══ DATA
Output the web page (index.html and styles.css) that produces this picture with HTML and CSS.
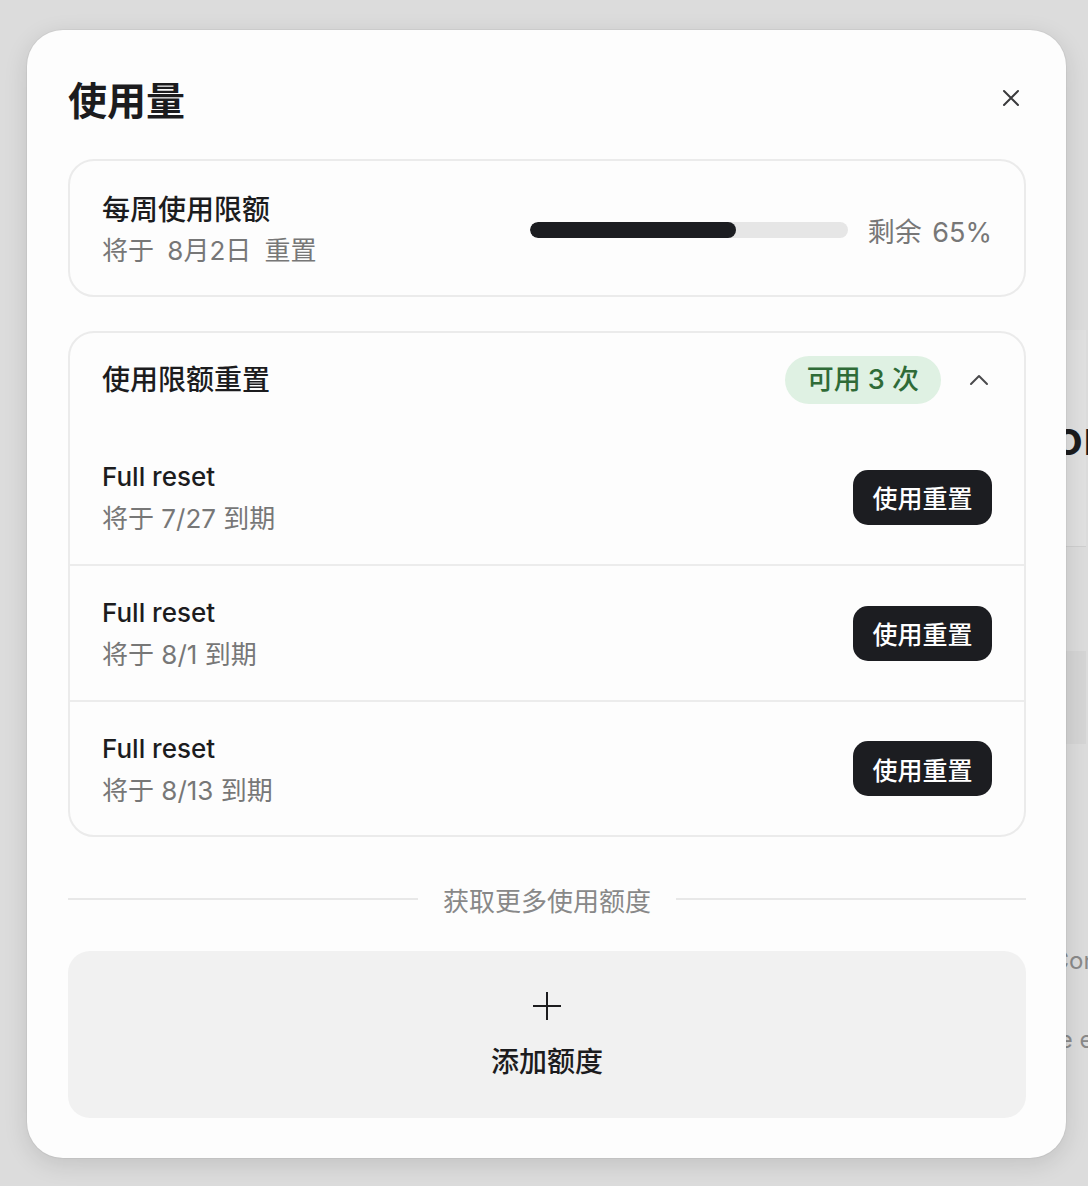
FILE: index.html
```html
<!DOCTYPE html>
<html lang="zh-CN">
<head>
    <meta charset="UTF-8">
    <meta name="viewport" content="width=device-width, initial-scale=1.0">
    <title>使用量</title>
    <link rel="stylesheet" href="styles.css">
</head>
<body>

    <!-- Página de fundo (escurecida atrás do modal) -->
    <div class="page">
        <div class="page-main">
            <div class="page-head">
                <h2 class="page-title">Editor</h2>
            </div>
            <div class="page-section"></div>
            <div class="page-band"></div>
            <div class="page-section">
                <p class="page-text page-text-1">Configuration</p>
                <p class="page-text page-text-2">Use ex</p>
            </div>
        </div>
    </div>

    <!-- Modal de uso -->
    <div class="modal">
        <div class="modal-header">
            <h1 class="modal-title">使用量</h1>
            <button class="close-btn" aria-label="关闭">
                <svg width="18" height="18" viewBox="0 0 18 18" fill="none" stroke="#3a3a3c" stroke-width="2" stroke-linecap="round">
                    <path d="M2 2 L16 16 M16 2 L2 16"/>
                </svg>
            </button>
        </div>

        <div class="card weekly">
            <div class="weekly-text">
                <div class="item-title">每周使用限额</div>
                <div class="item-sub weekly-sub">将于 8月2日 重置</div>
            </div>
            <div class="weekly-meter">
                <div class="bar">
                    <div class="bar-fill" style="width: 65%"></div>
                </div>
                <span class="meter-label">剩余 65%</span>
            </div>
        </div>

        <div class="card resets">
            <div class="resets-header">
                <div class="item-title">使用限额重置</div>
                <div class="resets-right">
                    <span class="badge">可用 3 次</span>
                    <svg class="chevron" width="22" height="14" viewBox="0 0 22 14" fill="none" stroke="#4a4a4c" stroke-width="2" stroke-linecap="round" stroke-linejoin="round">
                        <path d="M3 11 L11 3 L19 11"/>
                    </svg>
                </div>
            </div>

            <div class="reset-row">
                <div>
                    <div class="row-title">Full reset</div>
                    <div class="item-sub">将于 7/27 到期</div>
                </div>
                <button class="use-btn">使用重置</button>
            </div>
            <div class="reset-row">
                <div>
                    <div class="row-title">Full reset</div>
                    <div class="item-sub">将于 8/1 到期</div>
                </div>
                <button class="use-btn">使用重置</button>
            </div>
            <div class="reset-row">
                <div>
                    <div class="row-title">Full reset</div>
                    <div class="item-sub">将于 8/13 到期</div>
                </div>
                <button class="use-btn">使用重置</button>
            </div>
        </div>

        <div class="divider">
            <span class="divider-line"></span>
            <span class="divider-text">获取更多使用额度</span>
            <span class="divider-line"></span>
        </div>

        <button class="add-card">
            <svg width="30" height="30" viewBox="0 0 30 30" fill="none" stroke="#1c1c1e" stroke-width="2">
                <path d="M15 1 V29 M1 15 H29"/>
            </svg>
            <span class="add-text">添加额度</span>
        </button>
    </div>

</body>
</html>
```

FILE: styles.css
```css
body {
    font-family: Inter, "Noto Sans CJK SC", sans-serif;
    margin: 0;
    background-color: #dcdcdc;
    color: #1c1c1e;
    overflow: hidden;
    height: 1186px;
}

/* fundo */
.page {
    display: flex;
    height: 100%;
}
.page-main {
    margin-left: 860px;
    width: 226px;
    flex-shrink: 0;
    padding-top: 330px;
    text-align: right;
    white-space: nowrap;
}
.page-head {
    height: 217px;
    background-color: #e0e0e0;
    border-bottom: 1px solid #cfcfcf;
    box-sizing: border-box;
    padding-top: 80px;
}
.page-title {
    margin: 0 -16px 0 0;
    font-size: 48px;
    font-weight: 600;
    color: #1c1c1e;
    line-height: 56px;
}
.page-section {
    height: 104px;
}
.page-band {
    height: 93px;
    background-color: #d5d5d5;
}
.page-text {
    margin: 0;
    font-size: 24px;
    color: #8a8a8a;
}
.page-text-1 {
    padding-top: 202px;
    margin-right: -120px;
}
.page-text-2 {
    padding-top: 50px;
    margin-right: -20px;
}

/* modal */
.modal {
    position: absolute;
    left: 27px;
    top: 30px;
    width: 1039px;
    box-sizing: border-box;
    padding: 40px 40px 40px 41px;
    background-color: #fdfdfd;
    border-radius: 36px;
    box-shadow: 0 6px 24px rgba(0, 0, 0, 0.12), 0 0 0 1px rgba(0, 0, 0, 0.04);
}
.modal-header {
    display: flex;
    align-items: center;
    justify-content: space-between;
    height: 56px;
    margin-bottom: 33px;
}
.modal-title {
    margin: 0;
    font-size: 39px;
    font-weight: 600;
}
.close-btn {
    border: none;
    background: none;
    padding: 0;
    width: 18px;
    height: 18px;
    margin-right: 6px;
    cursor: pointer;
}

.card {
    border: 2px solid #ebebeb;
    border-radius: 26px;
    background-color: #fdfdfd;
}
.item-title {
    font-size: 28px;
    font-weight: 500;
    line-height: 40px;
}
.row-title {
    font-size: 26px;
    font-weight: 500;
    line-height: 43px;
}
.item-sub {
    font-size: 26px;
    color: #777;
    line-height: 41px;
}
.weekly-sub {
    word-spacing: 6px;
}

.weekly {
    height: 138px;
    box-sizing: border-box;
    padding: 4px 32px 0;
    display: flex;
    align-items: center;
    justify-content: space-between;
    margin-bottom: 34px;
}
.weekly-meter {
    display: flex;
    align-items: center;
    gap: 20px;
}
.bar {
    width: 318px;
    height: 16px;
    border-radius: 8px;
    background-color: #e6e6e6;
    overflow: hidden;
}
.bar-fill {
    height: 100%;
    border-radius: 8px;
    background-color: #1c1d21;
}
.meter-label {
    font-size: 27px;
    word-spacing: 3px;
    color: #777;
}

.resets-header {
    height: 97px;
    box-sizing: border-box;
    padding: 0 32px 4px;
    display: flex;
    align-items: center;
    justify-content: space-between;
}
.resets-right {
    display: flex;
    align-items: center;
    gap: 27px;
}
.badge {
    background-color: #dff1e3;
    color: #2f6b37;
    font-size: 27px;
    font-weight: 500;
    height: 48px;
    line-height: 48px;
    padding: 0 22px;
    border-radius: 24px;
}
.chevron {
    margin-right: 2px;
}
.reset-row {
    height: 134px;
    padding: 0 32px;
    display: flex;
    align-items: center;
    justify-content: space-between;
    border-bottom: 2px solid #ececec;
}
.reset-row:last-child {
    height: 133px;
    border-bottom: none;
}
.use-btn {
    font-family: inherit;
    font-size: 25px;
    font-weight: 500;
    color: white;
    background-color: #1c1d21;
    border: none;
    border-radius: 15px;
    width: 139px;
    height: 55px;
    padding: 0;
    cursor: pointer;
}

.divider {
    display: flex;
    align-items: center;
    gap: 25px;
    height: 40px;
    margin: 42px 0 32px;
}
.divider-line {
    flex: 1;
    height: 2px;
    background-color: #e8e8e8;
}
.divider-text {
    font-size: 26px;
    color: #888;
}

.add-card {
    width: 100%;
    height: 167px;
    border: none;
    border-radius: 22px;
    background-color: #f1f1f1;
    display: flex;
    flex-direction: column;
    align-items: center;
    padding: 40px 0 0;
    gap: 21px;
    font-family: inherit;
    color: #1c1c1e;
    cursor: pointer;
}
.add-text {
    font-size: 28px;
    font-weight: 500;
    line-height: 40px;
}
```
════
EXERCISE PROMPT: Leave the pictures out and copy the rest of the data exactly.

SOLUTION:
Output the web page (index.html and styles.css) that produces this picture with HTML and CSS.
FILE: index.html
```html
<!DOCTYPE html>
<html lang="zh-CN">
<head>
    <meta charset="UTF-8">
    <meta name="viewport" content="width=device-width, initial-scale=1.0">
    <title>使用量</title>
    <link rel="stylesheet" href="styles.css">
</head>
<body>

    <!-- Página de fundo (escurecida atrás do modal) -->
    <div class="page">
        <div class="page-main">
            <div class="page-head">
                <h2 class="page-title">Editor</h2>
            </div>
            <div class="page-section"></div>
            <div class="page-band"></div>
            <div class="page-section">
                <p class="page-text page-text-1">Configuration</p>
                <p class="page-text page-text-2">Use ex</p>
            </div>
        </div>
    </div>

    <!-- Modal de uso -->
    <div class="modal">
        <div class="modal-header">
            <h1 class="modal-title">使用量</h1>
            <button class="close-btn" aria-label="关闭">
                <svg width="18" height="18" viewBox="0 0 18 18" fill="none" stroke="#3a3a3c" stroke-width="2" stroke-linecap="round">
                    <path d="M2 2 L16 16 M16 2 L2 16"/>
                </svg>
            </button>
        </div>

        <div class="card weekly">
            <div class="weekly-text">
                <div class="item-title">每周使用限额</div>
                <div class="item-sub weekly-sub">将于 8月2日 重置</div>
            </div>
            <div class="weekly-meter">
                <div class="bar">
                    <div class="bar-fill" style="width: 65%"></div>
                </div>
                <span class="meter-label">剩余 65%</span>
            </div>
        </div>

        <div class="card resets">
            <div class="resets-header">
                <div class="item-title">使用限额重置</div>
                <div class="resets-right">
                    <span class="badge">可用 3 次</span>
                    <svg class="chevron" width="22" height="14" viewBox="0 0 22 14" fill="none" stroke="#4a4a4c" stroke-width="2" stroke-linecap="round" stroke-linejoin="round">
                        <path d="M3 11 L11 3 L19 11"/>
                    </svg>
                </div>
            </div>

            <div class="reset-row">
                <div>
                    <div class="row-title">Full reset</div>
                    <div class="item-sub">将于 7/27 到期</div>
                </div>
                <button class="use-btn">使用重置</button>
            </div>
            <div class="reset-row">
                <div>
                    <div class="row-title">Full reset</div>
                    <div class="item-sub">将于 8/1 到期</div>
                </div>
                <button class="use-btn">使用重置</button>
            </div>
            <div class="reset-row">
                <div>
                    <div class="row-title">Full reset</div>
                    <div class="item-sub">将于 8/13 到期</div>
                </div>
                <button class="use-btn">使用重置</button>
            </div>
        </div>

        <div class="divider">
            <span class="divider-line"></span>
            <span class="divider-text">获取更多使用额度</span>
            <span class="divider-line"></span>
        </div>

        <button class="add-card">
            <svg width="30" height="30" viewBox="0 0 30 30" fill="none" stroke="#1c1c1e" stroke-width="2">
                <path d="M15 1 V29 M1 15 H29"/>
            </svg>
            <span class="add-text">添加额度</span>
        </button>
    </div>

</body>
</html>
```

FILE: styles.css
```css
body {
    font-family: Inter, "Noto Sans CJK SC", sans-serif;
    margin: 0;
    background-color: #dcdcdc;
    color: #1c1c1e;
    overflow: hidden;
    height: 1186px;
}

/* fundo */
.page {
    display: flex;
    height: 100%;
}
.page-main {
    margin-left: 860px;
    width: 226px;
    flex-shrink: 0;
    padding-top: 330px;
    text-align: right;
    white-space: nowrap;
}
.page-head {
    height: 217px;
    background-color: #e0e0e0;
    border-bottom: 1px solid #cfcfcf;
    box-sizing: border-box;
    padding-top: 80px;
}
.page-title {
    margin: 0 -16px 0 0;
    font-size: 48px;
    font-weight: 600;
    color: #1c1c1e;
    line-height: 56px;
}
.page-section {
    height: 104px;
}
.page-band {
    height: 93px;
    background-color: #d5d5d5;
}
.page-text {
    margin: 0;
    font-size: 24px;
    color: #8a8a8a;
}
.page-text-1 {
    padding-top: 202px;
    margin-right: -120px;
}
.page-text-2 {
    padding-top: 50px;
    margin-right: -20px;
}

/* modal */
.modal {
    position: absolute;
    left: 27px;
    top: 30px;
    width: 1039px;
    box-sizing: border-box;
    padding: 40px 40px 40px 41px;
    background-color: #fdfdfd;
    border-radius: 36px;
    box-shadow: 0 6px 24px rgba(0, 0, 0, 0.12), 0 0 0 1px rgba(0, 0, 0, 0.04);
}
.modal-header {
    display: flex;
    align-items: center;
    justify-content: space-between;
    height: 56px;
    margin-bottom: 33px;
}
.modal-title {
    margin: 0;
    font-size: 39px;
    font-weight: 600;
}
.close-btn {
    border: none;
    background: none;
    padding: 0;
    width: 18px;
    height: 18px;
    margin-right: 6px;
    cursor: pointer;
}

.card {
    border: 2px solid #ebebeb;
    border-radius: 26px;
    background-color: #fdfdfd;
}
.item-title {
    font-size: 28px;
    font-weight: 500;
    line-height: 40px;
}
.row-title {
    font-size: 26px;
    font-weight: 500;
    line-height: 43px;
}
.item-sub {
    font-size: 26px;
    color: #777;
    line-height: 41px;
}
.weekly-sub {
    word-spacing: 6px;
}

.weekly {
    height: 138px;
    box-sizing: border-box;
    padding: 4px 32px 0;
    display: flex;
    align-items: center;
    justify-content: space-between;
    margin-bottom: 34px;
}
.weekly-meter {
    display: flex;
    align-items: center;
    gap: 20px;
}
.bar {
    width: 318px;
    height: 16px;
    border-radius: 8px;
    background-color: #e6e6e6;
    overflow: hidden;
}
.bar-fill {
    height: 100%;
    border-radius: 8px;
    background-color: #1c1d21;
}
.meter-label {
    font-size: 27px;
    word-spacing: 3px;
    color: #777;
}

.resets-header {
    height: 97px;
    box-sizing: border-box;
    padding: 0 32px 4px;
    display: flex;
    align-items: center;
    justify-content: space-between;
}
.resets-right {
    display: flex;
    align-items: center;
    gap: 27px;
}
.badge {
    background-color: #dff1e3;
    color: #2f6b37;
    font-size: 27px;
    font-weight: 500;
    height: 48px;
    line-height: 48px;
    padding: 0 22px;
    border-radius: 24px;
}
.chevron {
    margin-right: 2px;
}
.reset-row {
    height: 134px;
    padding: 0 32px;
    display: flex;
    align-items: center;
    justify-content: space-between;
    border-bottom: 2px solid #ececec;
}
.reset-row:last-child {
    height: 133px;
    border-bottom: none;
}
.use-btn {
    font-family: inherit;
    font-size: 25px;
    font-weight: 500;
    color: white;
    background-color: #1c1d21;
    border: none;
    border-radius: 15px;
    width: 139px;
    height: 55px;
    padding: 0;
    cursor: pointer;
}

.divider {
    display: flex;
    align-items: center;
    gap: 25px;
    height: 40px;
    margin: 42px 0 32px;
}
.divider-line {
    flex: 1;
    height: 2px;
    background-color: #e8e8e8;
}
.divider-text {
    font-size: 26px;
    color: #888;
}

.add-card {
    width: 100%;
    height: 167px;
    border: none;
    border-radius: 22px;
    background-color: #f1f1f1;
    display: flex;
    flex-direction: column;
    align-items: center;
    padding: 40px 0 0;
    gap: 21px;
    font-family: inherit;
    color: #1c1c1e;
    cursor: pointer;
}
.add-text {
    font-size: 28px;
    font-weight: 500;
    line-height: 40px;
}
```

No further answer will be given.